Task brief -
Your task is to output the listing word for word, with pictures excluded.

[Recorded data start]

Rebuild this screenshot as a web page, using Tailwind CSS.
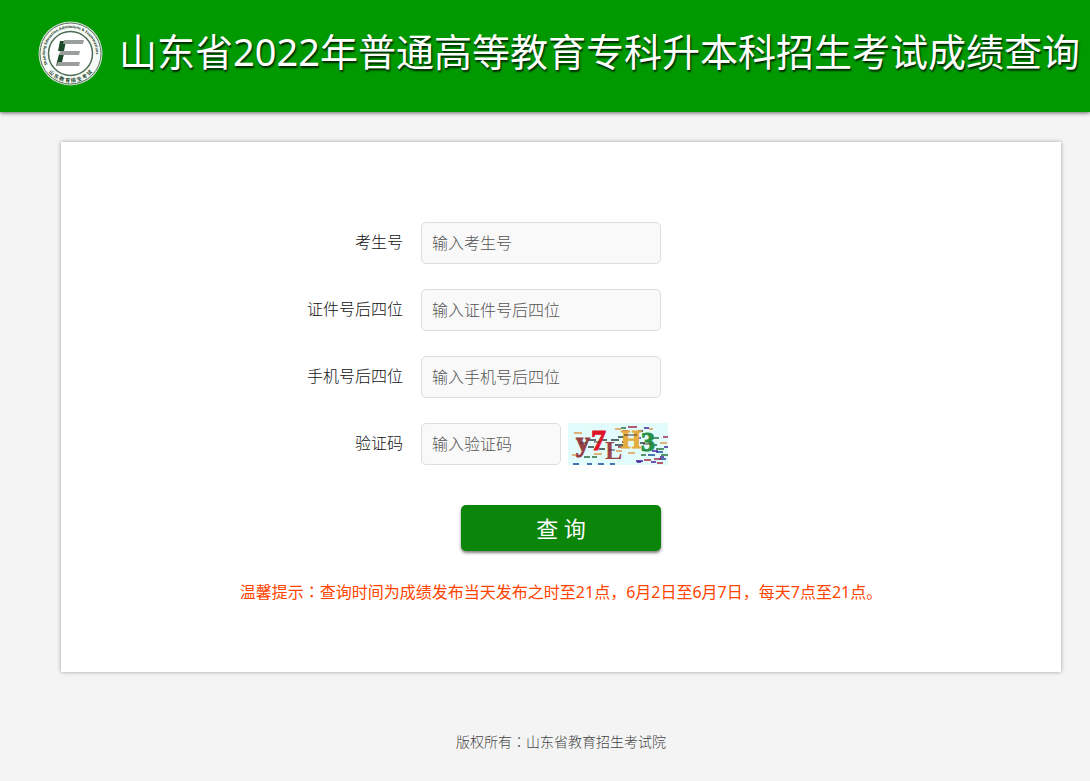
<!DOCTYPE html>
<html lang="zh-CN">
<head>
  <meta charset="UTF-8" />
  <meta name="viewport" content="width=device-width, initial-scale=1.0"/>
  <title>山东省2022年普通高等教育专科升本科招生考试成绩查询</title>
  <script src="https://cdn.jsdelivr.net/npm/@tailwindcss/browser@4"></script>
</head>
<body class="min-h-screen bg-[#f4f4f4] font-['Noto_Sans','Noto_Sans_CJK_SC',sans-serif] text-base font-light text-[#111]">
  <header class="flex h-28 items-start gap-4 bg-[#009900] pl-[38px] shadow-[0_1px_4px_rgba(0,0,0,0.6)]">
    <!-- Logo -->
    <svg class="mt-[21px] size-[65px] shrink-0" viewBox="0 0 65 65" role="img" aria-label="山东省教育招生考试院">
      <defs>
        <path id="arc-top" d="M9.5 43.5 A25.5 25.5 0 1 1 55.5 43.5" />
        <path id="arc-bottom" d="M6 44 A29 29 0 0 0 59 44" />
      </defs>
      <circle cx="32.5" cy="32.5" r="32" fill="#cfdccf" />
      <circle cx="32.5" cy="32.5" r="30.5" fill="#f6faf6" stroke="#5f7a64" stroke-width="1" />
      <circle cx="32.5" cy="32.5" r="22" fill="#fff" stroke="#4c6b53" stroke-width="1.5" />
      <text font-size="3.8" font-weight="bold" fill="#24442c"><textPath href="#arc-top">Shandong Education Admissions &amp; Examinations</textPath></text>
      <text font-size="5" font-weight="bold" fill="#24442c" text-anchor="middle"><textPath href="#arc-bottom" startOffset="50%">山 东 教 育 招 生 考 试</textPath></text>
      <path d="M22 20h6l-2 10h-6zM21 33h5l-3 12h-5z" fill="#1d4a28" />
      <path d="M26 19h20l-1 4H25zM22 30h20l-1 4H21zM20 41h22l-1 4H18z" fill="#9a9f9b" />
    </svg>
    <h1 class="pt-[23px] text-[38px] leading-[56px] font-normal whitespace-nowrap text-white text-shadow-[1px_2px_2px_rgba(0,0,0,0.8)]">山东省2022年普通高等教育专科升本科招生考试成绩查询</h1>
  </header>

  <div class="pt-[30px] pr-[29px] pl-[61px]">
    <main class="bg-white pt-20 pb-[66px] shadow-[0_0_4px_rgba(0,0,0,0.35)]">
      <form>
        <div class="space-y-[25px]">
          <div class="flex items-center">
            <label for="ksh" class="w-[36%] pr-[18px] pb-0.5 text-right">考生号</label>
            <input id="ksh" type="text" placeholder="输入考生号" class="h-[42px] w-60 rounded-[5px] border border-[#ddd] bg-[#f9f9f9] px-[10px] placeholder:text-[#555]" />
          </div>
          <div class="flex items-center">
            <label for="zjh" class="w-[36%] pr-[18px] pb-0.5 text-right">证件号后四位</label>
            <input id="zjh" type="text" placeholder="输入证件号后四位" class="h-[42px] w-60 rounded-[5px] border border-[#ddd] bg-[#f9f9f9] px-[10px] placeholder:text-[#555]" />
          </div>
          <div class="flex items-center">
            <label for="sjh" class="w-[36%] pr-[18px] pb-0.5 text-right">手机号后四位</label>
            <input id="sjh" type="text" placeholder="输入手机号后四位" class="h-[42px] w-60 rounded-[5px] border border-[#ddd] bg-[#f9f9f9] px-[10px] placeholder:text-[#555]" />
          </div>
          <div class="flex items-center">
            <label for="yzm" class="w-[36%] pr-[18px] pb-0.5 text-right">验证码</label>
            <input id="yzm" type="text" placeholder="输入验证码" class="h-[42px] w-[140px] rounded-[5px] border border-[#ddd] bg-[#f9f9f9] px-[10px] placeholder:text-[#555]" />
            <!-- Captcha -->
            <svg class="ml-[7px] h-[42px] w-[100px] font-['Liberation_Serif',serif] font-bold" viewBox="0 0 100 42" role="img" aria-label="验证码">
              <rect width="100" height="42" fill="#e2fbfb" />
              <g fill="none" stroke-width="1.5">
                <path d="M6 10h8M4 32h5M26 31h8M47 6h6M48 28h6M60 30h7M81 6h4M92 20h7" stroke="#e09a50" />
                <path d="M20 17h8M20 24h6M33 17h6M31 26h6M43 17h8M47 22h8M50 14h7M70 8h5M72 20h5" stroke="#2c3c3c" />
                <path d="M5 41h6M19 41h5M30 41h6M42 41h5M88 29h7M80 32h7M91 36h7M67 15h6" stroke="#164a9a" />
                <path d="M16 34h6M24 34h5M53 5h5M85 15h6M82 22h7M88 26h8M73 32h5M93 32h7" stroke="#28703c" />
                <path d="M54 8h6M60 4h9M50 24h5M86 36h7M76 37h7M89 40h6M95 14h5M54 19h4" stroke="#a02848" />
                <path d="M68 38h7M69 39h4M83 39h5M84 28h6M96 24h4M92 34h4M76 5h5" stroke="#46209a" />
              </g>
              <g stroke-width="1">
                <text x="8" y="28" font-size="28" fill="#963f44" stroke="#963f44">y</text>
                <text x="23" y="27" font-size="30" fill="#df1428" stroke="#df1428">7</text>
                <text x="37" y="36" font-size="26" fill="#a04448">L</text>
                <text x="53" y="25" font-size="26" fill="#e5ab3c" stroke="#e5ab3c">H</text>
                <text x="73" y="28" font-size="28" fill="#269044" stroke="#269044">3</text>
              </g>
              <path d="M12 20h7M26 19h6M41 27h6M56 12h13M75 21h8" stroke="#4a3434" stroke-width="1" />
            </svg>
          </div>
        </div>
        <button type="submit" class="mx-auto mt-10 block h-[46px] w-[200px] rounded-[5px] bg-[#0b860b] text-[22px] font-normal text-white shadow-[0_2px_3px_rgba(0,0,0,0.5)]">查 询</button>
      </form>
      <p class="mt-7 pb-0.5 text-center font-normal text-[#ff4400]">温馨提示<span class="font-['Noto_Sans_CJK_TC',sans-serif]" lang="zh-TW">：</span>查询时间为成绩发布当天发布之时至21点，6月2日至6月7日，每天7点至21点。</p>
    </main>
    <footer class="pt-[59px] text-center text-sm text-[#444]">版权所有<span class="font-['Noto_Sans_CJK_TC',sans-serif]" lang="zh-TW">：</span>山东省教育招生考试院</footer>
  </div>
</body>
</html>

[Recorded data end]

Answer for this exercise -
Rebuild this screenshot as a web page, using Tailwind CSS.
<!DOCTYPE html>
<html lang="zh-CN">
<head>
  <meta charset="UTF-8" />
  <meta name="viewport" content="width=device-width, initial-scale=1.0"/>
  <title>山东省2022年普通高等教育专科升本科招生考试成绩查询</title>
  <script src="https://cdn.jsdelivr.net/npm/@tailwindcss/browser@4"></script>
</head>
<body class="min-h-screen bg-[#f4f4f4] font-['Noto_Sans','Noto_Sans_CJK_SC',sans-serif] text-base font-light text-[#111]">
  <header class="flex h-28 items-start gap-4 bg-[#009900] pl-[38px] shadow-[0_1px_4px_rgba(0,0,0,0.6)]">
    <!-- Logo -->
    <svg class="mt-[21px] size-[65px] shrink-0" viewBox="0 0 65 65" role="img" aria-label="山东省教育招生考试院">
      <defs>
        <path id="arc-top" d="M9.5 43.5 A25.5 25.5 0 1 1 55.5 43.5" />
        <path id="arc-bottom" d="M6 44 A29 29 0 0 0 59 44" />
      </defs>
      <circle cx="32.5" cy="32.5" r="32" fill="#cfdccf" />
      <circle cx="32.5" cy="32.5" r="30.5" fill="#f6faf6" stroke="#5f7a64" stroke-width="1" />
      <circle cx="32.5" cy="32.5" r="22" fill="#fff" stroke="#4c6b53" stroke-width="1.5" />
      <text font-size="3.8" font-weight="bold" fill="#24442c"><textPath href="#arc-top">Shandong Education Admissions &amp; Examinations</textPath></text>
      <text font-size="5" font-weight="bold" fill="#24442c" text-anchor="middle"><textPath href="#arc-bottom" startOffset="50%">山 东 教 育 招 生 考 试</textPath></text>
      <path d="M22 20h6l-2 10h-6zM21 33h5l-3 12h-5z" fill="#1d4a28" />
      <path d="M26 19h20l-1 4H25zM22 30h20l-1 4H21zM20 41h22l-1 4H18z" fill="#9a9f9b" />
    </svg>
    <h1 class="pt-[23px] text-[38px] leading-[56px] font-normal whitespace-nowrap text-white text-shadow-[1px_2px_2px_rgba(0,0,0,0.8)]">山东省2022年普通高等教育专科升本科招生考试成绩查询</h1>
  </header>

  <div class="pt-[30px] pr-[29px] pl-[61px]">
    <main class="bg-white pt-20 pb-[66px] shadow-[0_0_4px_rgba(0,0,0,0.35)]">
      <form>
        <div class="space-y-[25px]">
          <div class="flex items-center">
            <label for="ksh" class="w-[36%] pr-[18px] pb-0.5 text-right">考生号</label>
            <input id="ksh" type="text" placeholder="输入考生号" class="h-[42px] w-60 rounded-[5px] border border-[#ddd] bg-[#f9f9f9] px-[10px] placeholder:text-[#555]" />
          </div>
          <div class="flex items-center">
            <label for="zjh" class="w-[36%] pr-[18px] pb-0.5 text-right">证件号后四位</label>
            <input id="zjh" type="text" placeholder="输入证件号后四位" class="h-[42px] w-60 rounded-[5px] border border-[#ddd] bg-[#f9f9f9] px-[10px] placeholder:text-[#555]" />
          </div>
          <div class="flex items-center">
            <label for="sjh" class="w-[36%] pr-[18px] pb-0.5 text-right">手机号后四位</label>
            <input id="sjh" type="text" placeholder="输入手机号后四位" class="h-[42px] w-60 rounded-[5px] border border-[#ddd] bg-[#f9f9f9] px-[10px] placeholder:text-[#555]" />
          </div>
          <div class="flex items-center">
            <label for="yzm" class="w-[36%] pr-[18px] pb-0.5 text-right">验证码</label>
            <input id="yzm" type="text" placeholder="输入验证码" class="h-[42px] w-[140px] rounded-[5px] border border-[#ddd] bg-[#f9f9f9] px-[10px] placeholder:text-[#555]" />
            <!-- Captcha -->
            <svg class="ml-[7px] h-[42px] w-[100px] font-['Liberation_Serif',serif] font-bold" viewBox="0 0 100 42" role="img" aria-label="验证码">
              <rect width="100" height="42" fill="#e2fbfb" />
              <g fill="none" stroke-width="1.5">
                <path d="M6 10h8M4 32h5M26 31h8M47 6h6M48 28h6M60 30h7M81 6h4M92 20h7" stroke="#e09a50" />
                <path d="M20 17h8M20 24h6M33 17h6M31 26h6M43 17h8M47 22h8M50 14h7M70 8h5M72 20h5" stroke="#2c3c3c" />
                <path d="M5 41h6M19 41h5M30 41h6M42 41h5M88 29h7M80 32h7M91 36h7M67 15h6" stroke="#164a9a" />
                <path d="M16 34h6M24 34h5M53 5h5M85 15h6M82 22h7M88 26h8M73 32h5M93 32h7" stroke="#28703c" />
                <path d="M54 8h6M60 4h9M50 24h5M86 36h7M76 37h7M89 40h6M95 14h5M54 19h4" stroke="#a02848" />
                <path d="M68 38h7M69 39h4M83 39h5M84 28h6M96 24h4M92 34h4M76 5h5" stroke="#46209a" />
              </g>
              <g stroke-width="1">
                <text x="8" y="28" font-size="28" fill="#963f44" stroke="#963f44">y</text>
                <text x="23" y="27" font-size="30" fill="#df1428" stroke="#df1428">7</text>
                <text x="37" y="36" font-size="26" fill="#a04448">L</text>
                <text x="53" y="25" font-size="26" fill="#e5ab3c" stroke="#e5ab3c">H</text>
                <text x="73" y="28" font-size="28" fill="#269044" stroke="#269044">3</text>
              </g>
              <path d="M12 20h7M26 19h6M41 27h6M56 12h13M75 21h8" stroke="#4a3434" stroke-width="1" />
            </svg>
          </div>
        </div>
        <button type="submit" class="mx-auto mt-10 block h-[46px] w-[200px] rounded-[5px] bg-[#0b860b] text-[22px] font-normal text-white shadow-[0_2px_3px_rgba(0,0,0,0.5)]">查 询</button>
      </form>
      <p class="mt-7 pb-0.5 text-center font-normal text-[#ff4400]">温馨提示<span class="font-['Noto_Sans_CJK_TC',sans-serif]" lang="zh-TW">：</span>查询时间为成绩发布当天发布之时至21点，6月2日至6月7日，每天7点至21点。</p>
    </main>
    <footer class="pt-[59px] text-center text-sm text-[#444]">版权所有<span class="font-['Noto_Sans_CJK_TC',sans-serif]" lang="zh-TW">：</span>山东省教育招生考试院</footer>
  </div>
</body>
</html>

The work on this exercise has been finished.